In the year 1808, the inhabitants of Great Paxton, a village of Huntingdonshire, in England, within sixty miles of London, rose in a body, attacked the house of an humble, and, so far as appears, inoffensive and estimable woman, named Ann Izard, suspected of bewitching three young females,—Alice Brown, Fanny Amey, and Mary Fox,—dragged her out of her bed into the fields, pierced her arms and body with pins, and tore her flesh with their nails, until she was covered with blood. They committed the same barbarous outrage upon her again, a short time afterwards; and would have subjected her to the water ordeal, had she not found means to fly from that part of the country.
The writer of the article “Witchcraft,” in Rees’s “Cyclopaedia,” gravely maintains the doctrine of “ocular fascination.”
Prosecutions for witchcraft are stated to have occurred, in the first half of the present century, in some of the interior districts of our Southern States.
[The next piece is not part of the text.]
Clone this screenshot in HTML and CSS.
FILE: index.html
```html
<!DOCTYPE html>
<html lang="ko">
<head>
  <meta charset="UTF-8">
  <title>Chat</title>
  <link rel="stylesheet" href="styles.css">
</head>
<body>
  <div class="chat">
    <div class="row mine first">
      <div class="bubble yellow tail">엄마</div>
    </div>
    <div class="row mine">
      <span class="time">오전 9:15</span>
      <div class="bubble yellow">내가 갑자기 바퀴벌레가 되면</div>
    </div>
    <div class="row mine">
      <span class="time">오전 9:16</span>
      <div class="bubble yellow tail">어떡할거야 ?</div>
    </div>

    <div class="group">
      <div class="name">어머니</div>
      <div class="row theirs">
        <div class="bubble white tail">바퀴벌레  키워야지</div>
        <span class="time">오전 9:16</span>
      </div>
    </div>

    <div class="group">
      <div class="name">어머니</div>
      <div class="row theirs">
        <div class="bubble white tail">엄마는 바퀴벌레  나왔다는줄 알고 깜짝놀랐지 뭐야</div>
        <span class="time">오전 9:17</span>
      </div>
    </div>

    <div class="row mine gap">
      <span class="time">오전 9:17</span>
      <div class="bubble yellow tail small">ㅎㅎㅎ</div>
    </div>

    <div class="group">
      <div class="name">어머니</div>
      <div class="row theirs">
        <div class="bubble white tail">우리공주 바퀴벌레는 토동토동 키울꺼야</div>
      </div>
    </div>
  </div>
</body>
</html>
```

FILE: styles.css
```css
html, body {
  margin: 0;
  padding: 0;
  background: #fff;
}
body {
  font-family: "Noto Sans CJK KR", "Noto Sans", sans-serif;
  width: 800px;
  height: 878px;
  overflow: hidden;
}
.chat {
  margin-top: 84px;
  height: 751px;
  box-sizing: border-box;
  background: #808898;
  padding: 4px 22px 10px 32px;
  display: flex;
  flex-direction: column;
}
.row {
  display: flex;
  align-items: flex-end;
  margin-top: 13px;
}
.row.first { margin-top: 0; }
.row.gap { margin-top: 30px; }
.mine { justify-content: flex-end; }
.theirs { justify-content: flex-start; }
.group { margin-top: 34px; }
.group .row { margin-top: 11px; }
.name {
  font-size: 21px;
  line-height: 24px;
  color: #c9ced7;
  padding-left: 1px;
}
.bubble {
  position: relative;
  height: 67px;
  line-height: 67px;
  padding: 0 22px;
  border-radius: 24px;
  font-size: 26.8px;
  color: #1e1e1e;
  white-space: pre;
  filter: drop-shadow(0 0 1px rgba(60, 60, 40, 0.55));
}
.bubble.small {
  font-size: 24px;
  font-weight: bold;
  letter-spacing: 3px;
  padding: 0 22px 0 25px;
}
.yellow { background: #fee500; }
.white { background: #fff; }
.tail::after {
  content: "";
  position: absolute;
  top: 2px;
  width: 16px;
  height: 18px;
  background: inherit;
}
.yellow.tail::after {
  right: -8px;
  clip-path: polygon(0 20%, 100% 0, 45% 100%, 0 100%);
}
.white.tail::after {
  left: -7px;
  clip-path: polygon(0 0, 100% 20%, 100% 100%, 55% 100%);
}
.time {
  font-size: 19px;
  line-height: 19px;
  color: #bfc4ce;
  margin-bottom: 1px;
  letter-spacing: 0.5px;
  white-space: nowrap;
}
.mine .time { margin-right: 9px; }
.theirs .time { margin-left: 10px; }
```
The civilized world is even yet full of necromancers and thaumaturgists of every kind. The science of “palmistry” is still practised by many a muttering vagrant; and perhaps some in this neighborhood remember when, in the days of their youthful fancy, they held out their hands, that their future fortunes might be read in the lines of their palms, and their wild and giddy curiosity and anxious affections be gratified by information respecting wedding-day or absent lover.
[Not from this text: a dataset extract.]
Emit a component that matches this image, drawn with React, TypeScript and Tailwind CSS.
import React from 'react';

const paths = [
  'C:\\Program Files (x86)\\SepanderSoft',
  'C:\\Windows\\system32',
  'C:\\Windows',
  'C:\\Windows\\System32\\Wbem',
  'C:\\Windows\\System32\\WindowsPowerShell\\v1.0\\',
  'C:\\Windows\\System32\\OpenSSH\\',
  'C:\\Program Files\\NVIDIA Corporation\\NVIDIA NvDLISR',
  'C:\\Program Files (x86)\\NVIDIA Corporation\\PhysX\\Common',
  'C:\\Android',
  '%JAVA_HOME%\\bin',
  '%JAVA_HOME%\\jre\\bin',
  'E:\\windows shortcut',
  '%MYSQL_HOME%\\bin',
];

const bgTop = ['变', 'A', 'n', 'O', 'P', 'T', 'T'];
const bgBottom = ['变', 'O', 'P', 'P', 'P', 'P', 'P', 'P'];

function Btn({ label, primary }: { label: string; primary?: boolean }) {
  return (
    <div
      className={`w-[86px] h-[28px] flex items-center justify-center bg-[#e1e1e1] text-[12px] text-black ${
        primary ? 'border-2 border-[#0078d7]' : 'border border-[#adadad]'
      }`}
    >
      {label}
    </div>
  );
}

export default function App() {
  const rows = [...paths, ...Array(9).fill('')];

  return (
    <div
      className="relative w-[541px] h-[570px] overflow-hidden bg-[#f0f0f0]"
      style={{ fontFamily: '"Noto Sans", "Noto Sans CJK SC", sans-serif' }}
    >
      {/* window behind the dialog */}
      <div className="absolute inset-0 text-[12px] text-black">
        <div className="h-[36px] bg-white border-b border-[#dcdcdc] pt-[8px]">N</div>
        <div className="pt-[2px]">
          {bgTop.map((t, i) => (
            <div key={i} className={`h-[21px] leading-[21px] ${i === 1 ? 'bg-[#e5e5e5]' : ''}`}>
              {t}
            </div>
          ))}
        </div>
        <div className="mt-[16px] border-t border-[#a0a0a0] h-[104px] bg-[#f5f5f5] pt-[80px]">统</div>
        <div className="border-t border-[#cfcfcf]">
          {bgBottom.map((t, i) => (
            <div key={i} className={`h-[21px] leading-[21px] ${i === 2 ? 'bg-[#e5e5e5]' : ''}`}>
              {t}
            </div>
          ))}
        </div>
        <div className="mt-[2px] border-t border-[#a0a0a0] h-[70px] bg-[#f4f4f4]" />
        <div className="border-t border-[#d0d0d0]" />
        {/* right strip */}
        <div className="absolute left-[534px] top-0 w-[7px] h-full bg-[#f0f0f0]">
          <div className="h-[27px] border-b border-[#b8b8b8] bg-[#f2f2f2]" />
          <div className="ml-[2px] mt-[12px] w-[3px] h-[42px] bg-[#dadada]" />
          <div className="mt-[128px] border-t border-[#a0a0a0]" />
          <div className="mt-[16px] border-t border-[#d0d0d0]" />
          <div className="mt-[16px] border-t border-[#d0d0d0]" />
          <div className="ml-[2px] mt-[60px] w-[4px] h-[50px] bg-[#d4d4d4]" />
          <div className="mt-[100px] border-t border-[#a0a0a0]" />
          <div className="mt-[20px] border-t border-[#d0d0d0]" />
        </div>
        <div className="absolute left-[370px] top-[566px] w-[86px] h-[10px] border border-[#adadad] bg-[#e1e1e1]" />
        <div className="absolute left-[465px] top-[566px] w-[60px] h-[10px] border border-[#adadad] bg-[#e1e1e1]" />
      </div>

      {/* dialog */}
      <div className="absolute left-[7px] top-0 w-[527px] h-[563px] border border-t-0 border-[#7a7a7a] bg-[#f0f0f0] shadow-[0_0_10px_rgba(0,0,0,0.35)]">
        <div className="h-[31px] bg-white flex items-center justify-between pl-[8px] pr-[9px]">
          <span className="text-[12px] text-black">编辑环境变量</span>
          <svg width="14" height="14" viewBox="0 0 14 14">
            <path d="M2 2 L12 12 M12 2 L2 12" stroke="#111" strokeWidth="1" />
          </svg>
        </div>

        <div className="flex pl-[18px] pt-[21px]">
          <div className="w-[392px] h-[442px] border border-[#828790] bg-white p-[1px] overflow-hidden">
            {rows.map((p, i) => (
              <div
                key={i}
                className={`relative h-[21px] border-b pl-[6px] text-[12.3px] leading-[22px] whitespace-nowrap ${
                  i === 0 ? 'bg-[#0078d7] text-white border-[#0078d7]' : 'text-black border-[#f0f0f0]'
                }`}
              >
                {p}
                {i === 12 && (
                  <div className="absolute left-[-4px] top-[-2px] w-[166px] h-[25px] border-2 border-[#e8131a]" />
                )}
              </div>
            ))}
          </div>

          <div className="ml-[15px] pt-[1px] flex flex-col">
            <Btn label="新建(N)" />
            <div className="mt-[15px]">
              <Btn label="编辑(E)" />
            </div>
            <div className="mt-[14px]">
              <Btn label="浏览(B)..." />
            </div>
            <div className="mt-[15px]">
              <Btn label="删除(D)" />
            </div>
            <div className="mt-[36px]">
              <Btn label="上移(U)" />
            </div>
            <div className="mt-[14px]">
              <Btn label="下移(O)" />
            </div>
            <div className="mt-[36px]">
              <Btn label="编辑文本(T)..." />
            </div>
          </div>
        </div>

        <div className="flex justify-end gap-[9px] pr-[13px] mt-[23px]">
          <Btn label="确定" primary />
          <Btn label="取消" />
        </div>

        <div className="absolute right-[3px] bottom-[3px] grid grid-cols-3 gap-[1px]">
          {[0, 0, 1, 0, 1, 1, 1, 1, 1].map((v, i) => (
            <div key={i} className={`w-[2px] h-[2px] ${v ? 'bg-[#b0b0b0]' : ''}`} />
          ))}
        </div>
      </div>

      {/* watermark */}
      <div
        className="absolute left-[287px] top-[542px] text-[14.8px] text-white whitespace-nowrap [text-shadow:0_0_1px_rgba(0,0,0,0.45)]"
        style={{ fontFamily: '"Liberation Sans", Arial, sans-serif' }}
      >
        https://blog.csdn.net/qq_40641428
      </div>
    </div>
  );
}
The most celebrated fortune-teller, perhaps, that ever lived, resided in an adjoining town. The character of “Moll Pitcher” is familiarly known in all parts of the commercial world. She died in 1813. Her place of abode was beneath the projecting and elevated summit of High Rock, in Lynn, and commanded a view of the wild and indented coast of Marblehead, of the extended and resounding beaches of Lynn and Chelsea, of Nahant Rocks, of the vessels and islands of Boston’s beautiful bay, and of its remote southern shore. She derived her mysterious gifts by inheritance, her grandfather having practised them before in Marblehead. Sailors, merchants, and adventurers of every kind, visited her residence, and placed confidence in her predictions. People came from great distances to learn the fate of missing friends, or recover the possession of lost goods; while the young of both sexes, impatient of the tardy pace of time, and burning with curiosity to discern the secrets of futurity, availed themselves of every opportunity to visit her lowly dwelling, and hear from her prophetic lips the revelation of the most tender incidents and important events of their coming lives. She read the future, and traced what to mere mortal eyes were the mysteries of the present or the past, in the arrangement and aspect of the grounds or settlings of a cup of tea or coffee. Her name has everywhere become the generic title of fortune-tellers, and occupies a conspicuous place in the legends and ballads of popular superstition. Her renown has gone abroad to the farthest regions, and her memory will be perpetuated in the annals of credulity and imposture. An air of romance is breathed around the scenes where she practised her mystic art, the interest and charm of which will increase as the lapse of time removes her history back towards the dimness of the distant past.